Выбрать главу

Через двадцать минут они переругались.

Спорили не о том, о чём Миша ожидал. О причинах никто и не заикнулся — Кох, разумеется Кох, кто же теперь спорит. Спорили о кордонах.

Военный доказывал, что уезд надо оцепить, и приводил примеры. Старик из санитарной части отвечал, что кордоны не держат ни одной болезни дольше недели, зато отлично держат хлеб, и что от кордонов бывают беспорядки. Один из земских кричал, что беспорядки бывают не от кордонов, а оттого, что народу ничего не объясняют. Второй земский молчал.

Миша слушал минут десять.

Потом он сделал то, чего в этой жизни не делал ни разу, и удивился, до чего легко это далось.

— Господа.

Они не услышали.

— Господа, — сказал он громче, и они услышали, замолчали, обернулись, и он увидел на четырёх лицах одно и то же выражение: ах да, тут мальчик.

— Я не прошу вас договориться, — сказал Миша. — У меня к вам другая просьба.

Он положил на стол чистый лист.

— Назовите то, что вы все четверо станете делать одинаково. Что бы вы ни думали о кордонах, о причинах и друг о друге. То, в чём вы не расходитесь.

Тишина продлилась довольно долго.

— Воду кипятить, — сказал наконец второй земский, тот, который молчал.

Ему было под пятьдесят, он был желчный, сутулый, в старом сюртуке и говорил так, будто ему заранее надоел собственный ответ.

— Осип Данилович Тарусов, — представился он с опозданием. — Козловского уезда.

— Дальше, Осип Данилович.

— Больного отделить. Отхожие места известью. Бельё кипятить или жечь. Посуду отдельно. О первом случае сообщать немедленно, а не когда третий.

— Шесть, — сказал старик из санитарной части. — И всё верно, между прочим. Тут спорить не о чем.

Миша записал.

Сигнал. Вода. Изоляция. Уборка. Запас. Сообщение.
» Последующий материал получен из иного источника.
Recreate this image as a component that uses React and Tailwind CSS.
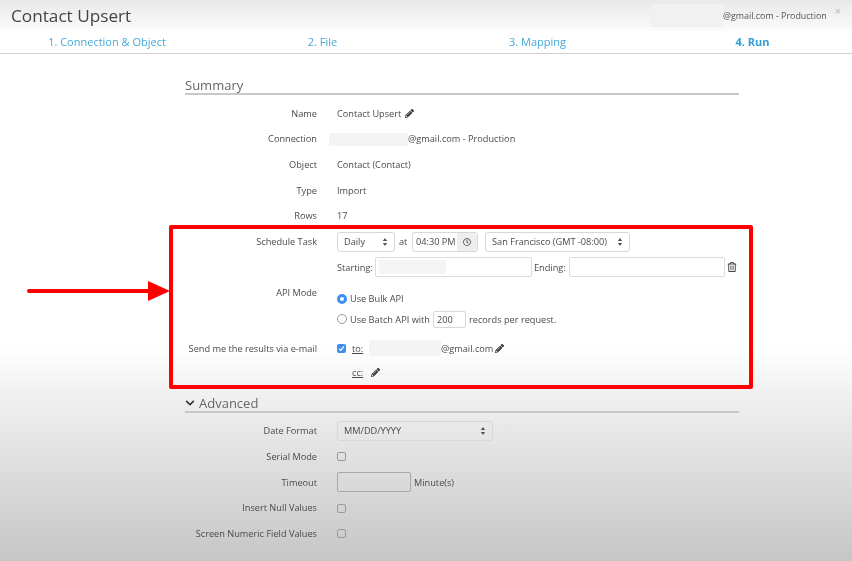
import React from "react";
import { FaPencilAlt, FaRegClock, FaRegTrashAlt, FaChevronDown } from "react-icons/fa";

const Pencil = ({ className = "" }) => <FaPencilAlt className={`text-[9px] text-[#333] ${className}`} />;

const UpDown = () => (
  <svg width="6" height="10" viewBox="0 0 6 10" className="shrink-0">
    <path d="M3 1 L5.2 4 H0.8 Z M3 9 L0.8 6 H5.2 Z" fill="#555" />
  </svg>
);

const Select = ({ className, children }) => (
  <div className={`flex h-[20px] items-center justify-between rounded-[3px] border border-[#d8d8d8] px-[6px] ${className}`}>
    <span>{children}</span>
    <UpDown />
  </div>
);

const Row = ({ label, h, children, labelClass = "" }) => (
  <div className={`flex items-center gap-[20px] ${h}`}>
    <div className={`w-[132px] shrink-0 text-right ${labelClass}`}>{label}</div>
    <div className="flex min-w-0 flex-1 items-center">{children}</div>
  </div>
);

const Check = () => <div className="h-[9px] w-[9px] rounded-[2px] border border-[#999]" />;

const Heading = ({ children, className = "" }) => (
  <div className={`flex h-[20px] items-end gap-[4px] border-b-2 border-[#c8c8c8] text-[13px] leading-[16px] text-[#666] ${className}`}>
    {children}
  </div>
);

export default function App() {
  return (
    <div className="relative h-[561px] w-[852px] overflow-hidden bg-[linear-gradient(to_bottom,#ffffff_0%,#ffffff_62%,#f1f1f1_70%,#c6c6c6_100%)] font-['Open_Sans',sans-serif] text-[9.2px] text-[#4a4a4a]">
      <div className="blur-[0.35px]">
        <header className="flex h-[31px] items-center justify-between bg-[linear-gradient(to_bottom,#e9e9e9,#fbfbfb)] px-[11px]">
          <h1 className="text-[17.2px] leading-[24px] text-[#444]">Contact Upsert</h1>
          <div className="flex items-center">
            <div className="h-[23px] w-[72px] bg-[#f1f1f1]" />
            <span className="text-[8.9px] text-[#555]">@gmail.com - Production</span>
            <span className="-mt-[10px] ml-[8px] text-[11px] font-bold leading-none text-[#c4c4c4]">×</span>
          </div>
        </header>
        <nav className="flex h-[23px] w-[860px] items-center border-b border-[#d0d0d0] bg-white text-[11px] text-[#45a9d8]">
          <div className="w-[215px] pr-[1px] text-center">1. Connection &amp; Object</div>
          <div className="w-[215px] text-center">2. File</div>
          <div className="w-[215px] text-center">3. Mapping</div>
          <div className="w-[215px] text-center font-bold text-[#2f9fd4]">4. Run</div>
        </nav>

        <main className="ml-[185px] w-[554px] pt-[21px]">
          <Heading>Summary</Heading>
          <div className="pt-[6px]">
            <Row label="Name" h="h-[25.6px]">
              <span>Contact Upsert</span>
              <Pencil className="ml-[4px]" />
            </Row>
            <Row label="Connection" h="h-[25.6px]">
              <div className="-ml-[8px] h-[13px] w-[79px] bg-[#f4f4f4]" />
              <span>@gmail.com - Production</span>
            </Row>
            <Row label="Object" h="h-[25.6px]">Contact (Contact)</Row>
            <Row label="Type" h="h-[25.6px]">Import</Row>
            <Row label="Rows" h="h-[25.6px]">17</Row>
          </div>

          <div>
            <Row label="Schedule Task" h="h-[26px]">
              <Select className="w-[58px]">Daily</Select>
              <span className="ml-[4px] w-[13px]">at</span>
              <div className="flex h-[20px] w-[66px] rounded-[3px] border border-[#d8d8d8]">
                <div className="flex flex-1 items-center pl-[3px]">04:30 PM</div>
                <div className="flex w-[20px] items-center justify-center bg-[#eeeeee]">
                  <FaRegClock className="text-[8px] text-[#444]" />
                </div>
              </div>
              <Select className="ml-[7px] w-[145px]">San Francisco (GMT -08:00)</Select>
            </Row>
            <Row label="" h="h-[25px]">
              <span className="w-[38px]">Starting:</span>
              <div className="flex h-[20px] w-[157px] items-center rounded-[2px] border border-[#dcdcdc] pl-[3px]">
                <div className="h-[14px] w-[67px] bg-[#f5f5f5]" />
              </div>
              <span className="ml-[2px] w-[35px]">Ending:</span>
              <div className="h-[20px] w-[156px] rounded-[2px] border border-[#dcdcdc]" />
              <FaRegTrashAlt className="ml-[2px] text-[10px] text-[#444]" />
            </Row>
            <div className="flex items-start gap-[20px] pt-[5px]">
              <div className="w-[132px] shrink-0 pt-[1px] text-right">API Mode</div>
              <div className="flex-1">
                <div className="flex h-[21px] items-center pt-[7px]">
                  <div className="h-[10px] w-[10px] rounded-full border-[3px] border-[#3b8ff0] bg-white" />
                  <span className="ml-[3px]">Use Bulk API</span>
                </div>
                <div className="mt-[4px] flex h-[19px] items-center">
                  <div className="h-[10px] w-[10px] rounded-full border border-[#999]" />
                  <span className="ml-[3px] w-[83px]">Use Batch API with</span>
                  <div className="flex h-[17px] w-[33px] items-center rounded-[2px] border border-[#d8d8d8] pl-[3px]">200</div>
                  <span className="ml-[3px]">records per request.</span>
                </div>
              </div>
            </div>
            <Row label="Send me the results via e-mail" h="h-[39px]" labelClass="whitespace-nowrap">
              <div className="flex h-[9px] w-[9px] items-center justify-center rounded-[2px] bg-[#3b8ff0]">
                <svg width="7" height="7" viewBox="0 0 7 7"><path d="M1 3.6 L2.8 5.4 L6 1.4" stroke="#fff" strokeWidth="1.3" fill="none" /></svg>
              </div>
              <span className="ml-[6px] w-[17px] underline">to:</span>
              <div className="h-[16px] w-[72px] bg-[#f4f4f4]" />
              <span>@gmail.com</span>
              <Pencil className="ml-[2px]" />
            </Row>
            <Row label="" h="h-[10px]">
              <span className="ml-[15px] w-[19px] underline">cc:</span>
              <Pencil />
            </Row>
          </div>

          <Heading className="mt-[15px]">
            <FaChevronDown className="mb-[3px] text-[10px] text-[#333]" />
            Advanced
          </Heading>
          <div className="pt-[5.5px]">
            <Row label="Date Format" h="h-[25.6px]">
              <Select className="w-[156px]">MM/DD/YYYY</Select>
            </Row>
            <Row label="Serial Mode" h="h-[25.6px]"><Check /></Row>
            <Row label="Timeout" h="h-[25.6px]">
              <div className="h-[20px] w-[74px] rounded-[2px] border border-[#a8a8a8]" />
              <span className="ml-[3px]">Minute(s)</span>
            </Row>
            <Row label="Insert Null Values" h="h-[25.6px]"><Check /></Row>
            <Row label="Screen Numeric Field Values" h="h-[25.6px]" labelClass="whitespace-nowrap"><Check /></Row>
          </div>
        </main>
      </div>

      <div className="pointer-events-none absolute left-[169px] top-[225px] h-[164px] w-[584px] rounded-[2px] border-[4px] border-[#ff0000]" />
      <svg className="pointer-events-none absolute left-[27px] top-[280px]" width="144" height="22" viewBox="0 0 144 22">
        <path d="M2 11 H124" stroke="#ff0000" strokeWidth="4" strokeLinecap="round" />
        <path d="M121 1 L143 11 L121 21 Z" fill="#ff0000" />
      </svg>
    </div>
  );
}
— Я хотел бы, — сказал он, — чтобы это было напечатано на одном листе. Крупно. Шесть строк, без единого учёного слова. И чтобы этот лист лежал у каждого фельдшера, у каждого волостного писаря и в каждой школе Козловского уезда.

Военный хмыкнул.

— Печатайте. Читать некому.

— Грамотных в уезде примерно один из шести, — сказал Тарусов. — Но эти один из шести читают вслух, и слушают их внимательно, потому что больше слушать некого.

Он подался вперёд.

— Только вы, ваше высочество, не то делаете.

— А что надо?

— Ничего не надо. — Тарусов усмехнулся. — Я двадцать два года в уезде и знаю, чем это кончится. Вы построите барак. Хороший, чистый, с полами. Поставите туда врача и фельдшера.

— И?

— И в барак повезут. — Тарусов говорил ровно, глядя мимо. — Повезут не первого дня, повезут на третий, когда уже синий. Из барака он не вернётся, потому что на третий день уже не возвращаются. Потом второго. Потом третьего. И через неделю вся волость будет знать одну простую вещь: кого свезли в барак, тот помер. А кого не свезли, тот, глядишь, и выжил, у нас Матрёна вон выжила.

Он развёл руками.

— И станут прятать. Под лавку, на сеновал, к куме в соседнюю деревню. И повезут уже не на третий день, а на пятый, и тогда действительно помрут все, и тогда это будет уже чистая правда: в бараке морят.

— Что с этим делают?

— Ничего, — сказал Тарусов. — Двадцать два года ничего не делают.

Миша смотрел на исписанный лист.

Шесть строк. Все шесть верные. Все шесть бесполезные, если люди прячут больных, — а люди прячут больных, потому что не знают, сколько человек из барака вышло живыми.

Никто не знает. Потому что никто не считает. А если бы считали и говорили вслух, то через месяц было бы известно: из тех, кого привезли в первые сутки, выжило столько-то, а из тех, кого привезли на пятые, столько-то.

Он не сказал этого вслух.

Он записал на полях, мелко: «сколько вышло живыми».

* * *

Кузьма Липатович Громов выслушал задачу до конца, ни разу не перебив, и потом молчал секунд двадцать.

— Две копейки, — повторил он.

— Две копейки на человека в день. Считая топливо.

— Ваше высочество, — сказал Кузьма. — Дозвольте уточнить. Вы желаете обед или корм?

— Корм.

Кузьма закрыл глаза.

Он был грузный, багровый, с толстыми пальцами, и в этом дворце готовил двенадцать перемен для людей, которые их не доедали. Сейчас у него было лицо человека, которому предложили сыграть похоронный марш на скрипке кремонской работы.

— Что должно быть? — спросил он, не открывая глаз.